--- BEGIN Data ---

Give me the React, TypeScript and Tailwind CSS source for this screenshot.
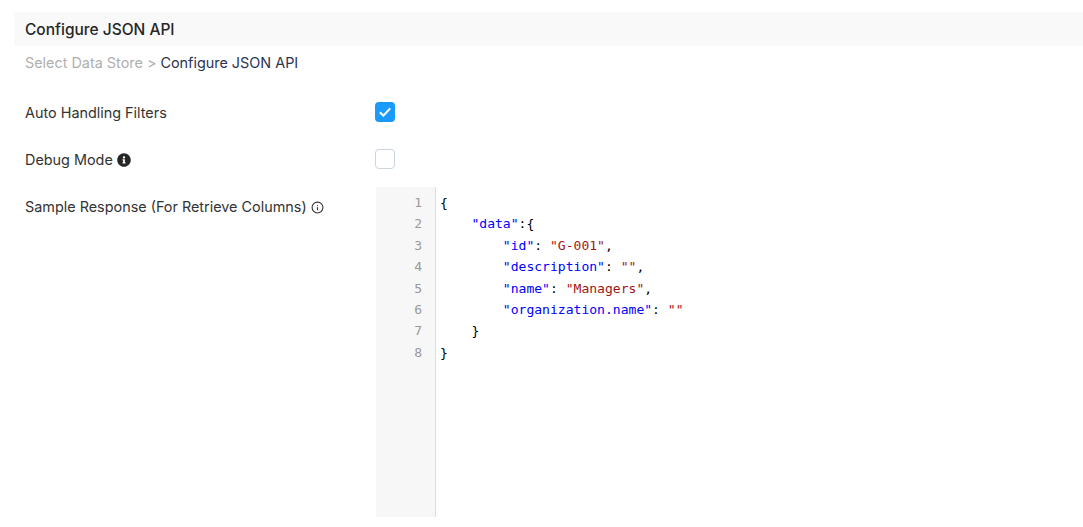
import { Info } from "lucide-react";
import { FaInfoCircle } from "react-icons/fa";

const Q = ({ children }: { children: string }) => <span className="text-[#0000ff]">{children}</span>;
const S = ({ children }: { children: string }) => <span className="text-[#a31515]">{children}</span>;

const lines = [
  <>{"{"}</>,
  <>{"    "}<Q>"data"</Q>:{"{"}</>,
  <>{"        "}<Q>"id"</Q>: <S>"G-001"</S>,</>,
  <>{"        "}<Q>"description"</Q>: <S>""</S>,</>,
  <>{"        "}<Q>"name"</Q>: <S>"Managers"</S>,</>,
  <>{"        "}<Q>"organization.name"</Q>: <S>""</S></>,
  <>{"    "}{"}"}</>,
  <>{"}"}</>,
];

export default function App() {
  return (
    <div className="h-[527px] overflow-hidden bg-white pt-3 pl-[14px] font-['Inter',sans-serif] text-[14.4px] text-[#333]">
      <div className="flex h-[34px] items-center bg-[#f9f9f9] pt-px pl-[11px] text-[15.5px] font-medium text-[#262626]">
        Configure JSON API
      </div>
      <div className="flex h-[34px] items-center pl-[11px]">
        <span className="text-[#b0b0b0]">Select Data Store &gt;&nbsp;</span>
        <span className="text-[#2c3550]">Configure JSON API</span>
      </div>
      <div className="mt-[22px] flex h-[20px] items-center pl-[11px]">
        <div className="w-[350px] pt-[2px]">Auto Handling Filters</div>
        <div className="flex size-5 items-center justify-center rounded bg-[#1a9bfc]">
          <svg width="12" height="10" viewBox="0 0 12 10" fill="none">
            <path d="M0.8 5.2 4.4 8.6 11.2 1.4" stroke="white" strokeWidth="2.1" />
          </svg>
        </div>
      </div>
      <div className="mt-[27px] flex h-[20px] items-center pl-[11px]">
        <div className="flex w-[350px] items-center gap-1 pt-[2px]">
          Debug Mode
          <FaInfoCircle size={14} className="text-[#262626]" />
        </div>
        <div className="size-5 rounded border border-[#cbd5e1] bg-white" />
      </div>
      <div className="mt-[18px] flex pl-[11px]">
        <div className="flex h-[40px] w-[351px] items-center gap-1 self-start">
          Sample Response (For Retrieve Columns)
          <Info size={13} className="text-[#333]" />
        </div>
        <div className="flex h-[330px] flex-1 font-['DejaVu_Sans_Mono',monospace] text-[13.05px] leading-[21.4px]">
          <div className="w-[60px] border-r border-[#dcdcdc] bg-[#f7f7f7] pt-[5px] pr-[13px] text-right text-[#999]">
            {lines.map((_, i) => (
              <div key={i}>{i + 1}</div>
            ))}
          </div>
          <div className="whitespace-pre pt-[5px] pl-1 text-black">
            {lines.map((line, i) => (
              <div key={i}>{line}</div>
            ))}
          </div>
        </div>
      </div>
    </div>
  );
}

--- END Data ---

Stated problem - Reproduce the data verbatim. Do not carry any picture into the copy.

Task answer -
Give me the React, TypeScript and Tailwind CSS source for this screenshot.
import { Info } from "lucide-react";
import { FaInfoCircle } from "react-icons/fa";

const Q = ({ children }: { children: string }) => <span className="text-[#0000ff]">{children}</span>;
const S = ({ children }: { children: string }) => <span className="text-[#a31515]">{children}</span>;

const lines = [
  <>{"{"}</>,
  <>{"    "}<Q>"data"</Q>:{"{"}</>,
  <>{"        "}<Q>"id"</Q>: <S>"G-001"</S>,</>,
  <>{"        "}<Q>"description"</Q>: <S>""</S>,</>,
  <>{"        "}<Q>"name"</Q>: <S>"Managers"</S>,</>,
  <>{"        "}<Q>"organization.name"</Q>: <S>""</S></>,
  <>{"    "}{"}"}</>,
  <>{"}"}</>,
];

export default function App() {
  return (
    <div className="h-[527px] overflow-hidden bg-white pt-3 pl-[14px] font-['Inter',sans-serif] text-[14.4px] text-[#333]">
      <div className="flex h-[34px] items-center bg-[#f9f9f9] pt-px pl-[11px] text-[15.5px] font-medium text-[#262626]">
        Configure JSON API
      </div>
      <div className="flex h-[34px] items-center pl-[11px]">
        <span className="text-[#b0b0b0]">Select Data Store &gt;&nbsp;</span>
        <span className="text-[#2c3550]">Configure JSON API</span>
      </div>
      <div className="mt-[22px] flex h-[20px] items-center pl-[11px]">
        <div className="w-[350px] pt-[2px]">Auto Handling Filters</div>
        <div className="flex size-5 items-center justify-center rounded bg-[#1a9bfc]">
          <svg width="12" height="10" viewBox="0 0 12 10" fill="none">
            <path d="M0.8 5.2 4.4 8.6 11.2 1.4" stroke="white" strokeWidth="2.1" />
          </svg>
        </div>
      </div>
      <div className="mt-[27px] flex h-[20px] items-center pl-[11px]">
        <div className="flex w-[350px] items-center gap-1 pt-[2px]">
          Debug Mode
          <FaInfoCircle size={14} className="text-[#262626]" />
        </div>
        <div className="size-5 rounded border border-[#cbd5e1] bg-white" />
      </div>
      <div className="mt-[18px] flex pl-[11px]">
        <div className="flex h-[40px] w-[351px] items-center gap-1 self-start">
          Sample Response (For Retrieve Columns)
          <Info size={13} className="text-[#333]" />
        </div>
        <div className="flex h-[330px] flex-1 font-['DejaVu_Sans_Mono',monospace] text-[13.05px] leading-[21.4px]">
          <div className="w-[60px] border-r border-[#dcdcdc] bg-[#f7f7f7] pt-[5px] pr-[13px] text-right text-[#999]">
            {lines.map((_, i) => (
              <div key={i}>{i + 1}</div>
            ))}
          </div>
          <div className="whitespace-pre pt-[5px] pl-1 text-black">
            {lines.map((line, i) => (
              <div key={i}>{line}</div>
            ))}
          </div>
        </div>
      </div>
    </div>
  );
}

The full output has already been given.